IBM Security specialists believe cybercriminals will plumb the more than 2 billion data records stolen this year to launch identity-based criminal activity “at a scale never seen before”. Africa would emerge as a key battleground for “impactful cyber events”, the firm predicted, with ransomware locking up IoT devices and many companies finding themselves in an AI-versus-AI battle against cybercriminals leveraging machine learning to adaptively attack their targets.

Yet it won’t all be one-sided in 2018, with IBM predicting that many companies would demonstrate “a fast and appropriate response to a large-scale data breach or cyberattack” as their NDB preparations are put to the test.

Sense of Security chief technology officer Jason Edelstein believes companies will increasingly look past penetration testing to take a more holistic – and ongoing – approach to security efforts.
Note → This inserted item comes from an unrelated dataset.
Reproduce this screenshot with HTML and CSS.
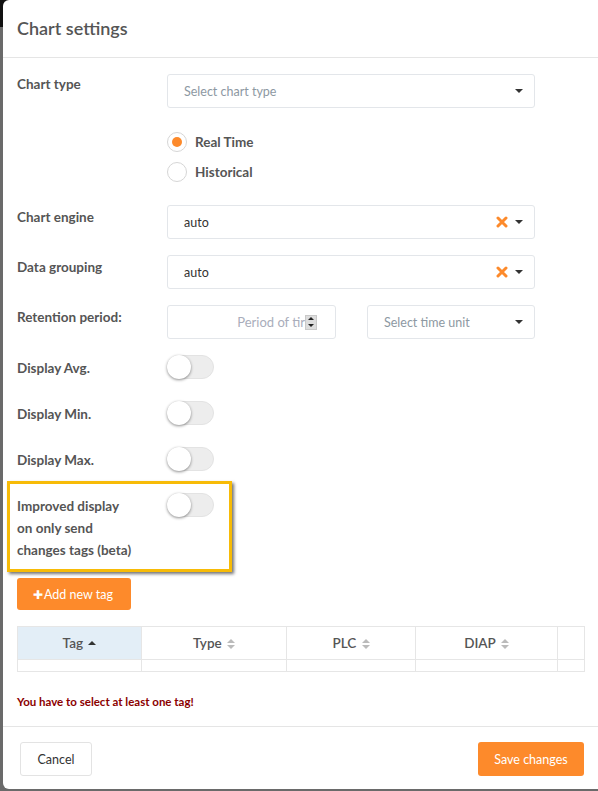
FILE: index.html
```html
<!DOCTYPE html>
<html>
<head>
<meta charset="utf-8">
<link rel="stylesheet" href="styles.css">
</head>
<body>
<div class="modal">
  <div class="modal-header">Chart settings</div>
  <div class="modal-body">
    <div class="row">
      <div class="label first">Chart type</div>
      <div class="field">
        <div class="select"><span class="placeholder">Select chart type</span><span class="caret"></span></div>
      </div>
    </div>
    <div class="radios">
      <div class="radio"><span class="circle checked"></span><span>Real Time</span></div>
      <div class="radio"><span class="circle"></span><span>Historical</span></div>
    </div>
    <div class="row">
      <div class="label">Chart engine</div>
      <div class="field">
        <div class="select"><span class="value">auto</span><svg class="clear" width="12" height="12" viewBox="0 0 12 12"><path d="M2 2 L10 10 M10 2 L2 10" stroke="#fd8a2b" stroke-width="3" stroke-linecap="round"/></svg><span class="caret"></span></div>
      </div>
    </div>
    <div class="row">
      <div class="label">Data grouping</div>
      <div class="field">
        <div class="select"><span class="value">auto</span><svg class="clear" width="12" height="12" viewBox="0 0 12 12"><path d="M2 2 L10 10 M10 2 L2 10" stroke="#fd8a2b" stroke-width="3" stroke-linecap="round"/></svg><span class="caret"></span></div>
      </div>
    </div>
    <div class="row">
      <div class="label">Retention period:</div>
      <div class="field split">
        <div class="numinput"><span class="numtext">Period of tir</span><span class="spinner"><span class="up"></span><span class="down"></span></span></div>
        <div class="select unit"><span class="placeholder">Select time unit</span><span class="caret"></span></div>
      </div>
    </div>
    <div class="trow">
      <div class="label">Display Avg.</div>
      <div class="toggle"><span class="knob"></span></div>
    </div>
    <div class="trow">
      <div class="label">Display Min.</div>
      <div class="toggle"><span class="knob"></span></div>
    </div>
    <div class="trow">
      <div class="label">Display Max.</div>
      <div class="toggle"><span class="knob"></span></div>
    </div>
    <div class="highlight">
      <div class="trow tall">
        <div class="label multi">Improved display<br>on only send<br>changes tags (beta)</div>
        <div class="toggle"><span class="knob"></span></div>
      </div>
    </div>
    <button class="btn-add"><span class="plus">&#10010;</span>Add new tag</button>
    <table class="tags">
      <thead>
        <tr>
          <th class="c1 sorted">Tag <span class="sort-up"></span></th>
          <th class="c2">Type <span class="sort"></span></th>
          <th class="c3">PLC <span class="sort"></span></th>
          <th class="c4">DIAP <span class="sort"></span></th>
          <th class="c5"></th>
        </tr>
      </thead>
      <tbody>
        <tr><td></td><td></td><td></td><td></td><td></td></tr>
      </tbody>
    </table>
    <div class="error">You have to select at least one tag!</div>
  </div>
  <div class="modal-footer">
    <button class="btn-cancel">Cancel</button>
    <button class="btn-save">Save changes</button>
  </div>
</div>
</body>
</html>
```

FILE: styles.css
```css
html, body {
  margin: 0;
  padding: 0;
  height: 100%;
}
body {
  background: linear-gradient(#111 0, #111 27px, #6a6a6a 27px);
  font-family: Lato, "Liberation Sans", sans-serif;
  color: #555;
  overflow: hidden;
}
.modal {
  margin-left: 3px;
  width: 620px;
  height: 789px;
  background: #fff;
  border-radius: 6px;
  box-sizing: border-box;
}
.modal-header {
  height: 58px;
  box-sizing: border-box;
  border-bottom: 1px solid #e5e5e5;
  padding: 17px 0 0 14px;
  font-size: 18px;
  font-weight: 600;
  color: #555;
}
.modal-body {
  padding: 16px 0 0 14px;
  width: 585px;
  box-sizing: border-box;
  height: 668px;
}
.row {
  display: flex;
  margin-bottom: 16px;
}
.label {
  width: 150px;
  font-size: 13.5px;
  font-weight: 700;
  color: #555;
  padding-top: 4px;
  flex-shrink: 0;
}
.label.first {
  padding-top: 2px;
}
.field {
  width: 368px;
}
.field.split {
  display: flex;
  gap: 31px;
}
.field.split .numinput {
  width: 169px;
}
.field.split .unit {
  width: 168px;
}
.select, .numinput {
  height: 34px;
  box-sizing: border-box;
  border: 1px solid #e3e6ea;
  border-radius: 3px;
  display: flex;
  align-items: center;
  padding: 0 11px 0 16px;
  font-size: 12.5px;
}
.placeholder {
  color: #8d98a2;
  flex: 1;
}
.value {
  color: #333;
  flex: 1;
}
.clear {
  margin-right: 7px;
}
.caret {
  width: 0;
  height: 0;
  border-left: 4px solid transparent;
  border-right: 4px solid transparent;
  border-top: 4px solid #333;
}
.numinput {
  padding: 0 18px 0 0;
  justify-content: flex-end;
}
.numtext {
  color: #a9adbb;
  font-size: 13px;
}
.spinner {
  width: 12px;
  height: 15px;
  background: #ddd;
  border: 1px solid #c9c9c9;
  box-sizing: border-box;
  display: flex;
  flex-direction: column;
  align-items: center;
  justify-content: space-around;
}
.up {
  width: 0; height: 0;
  border-left: 3px solid transparent;
  border-right: 3px solid transparent;
  border-bottom: 3px solid #222;
}
.down {
  width: 0; height: 0;
  border-left: 3px solid transparent;
  border-right: 3px solid transparent;
  border-top: 3px solid #222;
}
.radios {
  margin: 24px 0 23px 150px;
  display: flex;
  flex-direction: column;
  gap: 10px;
}
.radio {
  display: flex;
  align-items: center;
  gap: 8px;
  font-size: 13.5px;
  font-weight: 700;
  color: #555;
  height: 20px;
}
.circle {
  width: 20px;
  height: 20px;
  box-sizing: border-box;
  border: 1px solid #d6d6d6;
  border-radius: 50%;
  display: flex;
  align-items: center;
  justify-content: center;
}
.circle.checked::after {
  content: "";
  width: 10px;
  height: 10px;
  border-radius: 50%;
  background: #fd8a2b;
}
.trow {
  display: flex;
  height: 24px;
  margin-bottom: 22px;
}
.trow .label {
  padding-top: 5px;
}
.toggle {
  width: 47px;
  height: 24px;
  box-sizing: border-box;
  border: 1px solid #e3e3e3;
  background: #ededed;
  border-radius: 12px;
  position: relative;
}
.knob {
  position: absolute;
  left: -1px;
  top: -1px;
  width: 24px;
  height: 24px;
  border-radius: 50%;
  background: #fff;
  box-shadow: 0 1px 3px rgba(0,0,0,0.45);
}
.highlight {
  margin: -12px 0 0 -10px;
  width: 225px;
  height: 91px;
  box-sizing: border-box;
  border: 3px solid #f7bb07;
  box-shadow: 2px 2px 3px rgba(0,0,0,0.55);
  padding: 9px 0 0 7px;
}
.trow.tall {
  height: auto;
  margin: 0;
}
.trow .label.multi {
  line-height: 22px;
  padding-top: 2px;
}
.btn-add {
  margin-top: 6px;
  display: flex;
  align-items: center;
  height: 32px;
  width: 114px;
  border: none;
  border-radius: 3px;
  background: #fd8a2b;
  color: #fff;
  font-family: inherit;
  font-size: 12.5px;
  padding: 0 0 0 16px;
}
.plus {
  font-size: 12px;
  margin-right: 1px;
}
.tags {
  margin-top: 16px;
  border-collapse: collapse;
  width: 568px;
  font-size: 13.5px;
}
.tags th {
  height: 33px;
  box-sizing: border-box;
  border: 1px solid #e6e6e6;
  font-weight: 600;
  color: #555;
  padding: 0;
}
.tags td {
  height: 11px;
  border: 1px solid #e6e6e6;
  padding: 0;
}
.tags .c1 { width: 124px; background: #e3eef7; }
.tags .c2 { width: 145px; }
.tags .c3 { width: 129px; }
.tags .c4 { width: 142px; }
.tags .c5 { width: 27px; }
.sort-up {
  display: inline-block;
  vertical-align: middle;
  margin-left: 2px;
  width: 0; height: 0;
  border-left: 4px solid transparent;
  border-right: 4px solid transparent;
  border-bottom: 4px solid #333;
  margin-top: -3px;
}
.sort {
  display: inline-block;
  vertical-align: middle;
  margin-left: 2px;
  width: 8px;
  height: 10px;
  margin-top: -2px;
  position: relative;
}
.sort::before, .sort::after {
  content: "";
  position: absolute;
  left: 0;
  width: 0; height: 0;
  border-left: 4px solid transparent;
  border-right: 4px solid transparent;
}
.sort::before { top: 0; border-bottom: 4px solid #bbb; }
.sort::after { bottom: 0; border-top: 4px solid #bbb; }
.error {
  margin-top: 23px;
  color: #8b0000;
  font-size: 11.5px;
  font-weight: 700;
}
.modal-footer {
  border-top: 1px solid #e5e5e5;
  width: 598px;
  box-sizing: border-box;
  padding: 15px 17px 0 17px;
  display: flex;
  justify-content: space-between;
  align-items: flex-start;
}
.btn-cancel {
  width: 72px;
  height: 34px;
  background: #fff;
  border: 1px solid #e3e3e3;
  border-radius: 3px;
  font-family: inherit;
  font-size: 12.5px;
  color: #333;
}
.btn-save {
  width: 106px;
  height: 34px;
  background: #fd8a2b;
  border: none;
  border-radius: 3px;
  color: #fff;
  font-family: inherit;
  font-size: 12.5px;
}
```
Companies will expand their information-security efforts to include physical buildings and other assets, Edelstein predicts, with developers “shifting left” to include security earlier on in their software development lifecycle.

“If anything, this year has shown us companies need to increase their focus on identification, preparation and response,” Edelstein advises. “Cyber security is a volatile environment and the smallest human error can bypass any amount of protection in place.”

“Organisations are often exposed to product and protocol layer vulnerabilities irrespective of the application or implementation. Easy to guess pins and default username and password combinations, such as admin/admin, all acted as open doors for hackers to gain access.”

The new Notifiable Data Breaches (NDB) scheme will increase pressure on organisations to be better informed about their security posture – and to detect data breaches faster than ever.

“How effective the bill will be in encouraging better security practices is still unknown, as interpretations of the new law and the impact of a breach can be highly debated,” Edelstein says. “Many will wait to see if the government will follow through on penalties and, if there is no real incentive to incur costs to be compliant, won’t abide by the new legislation.”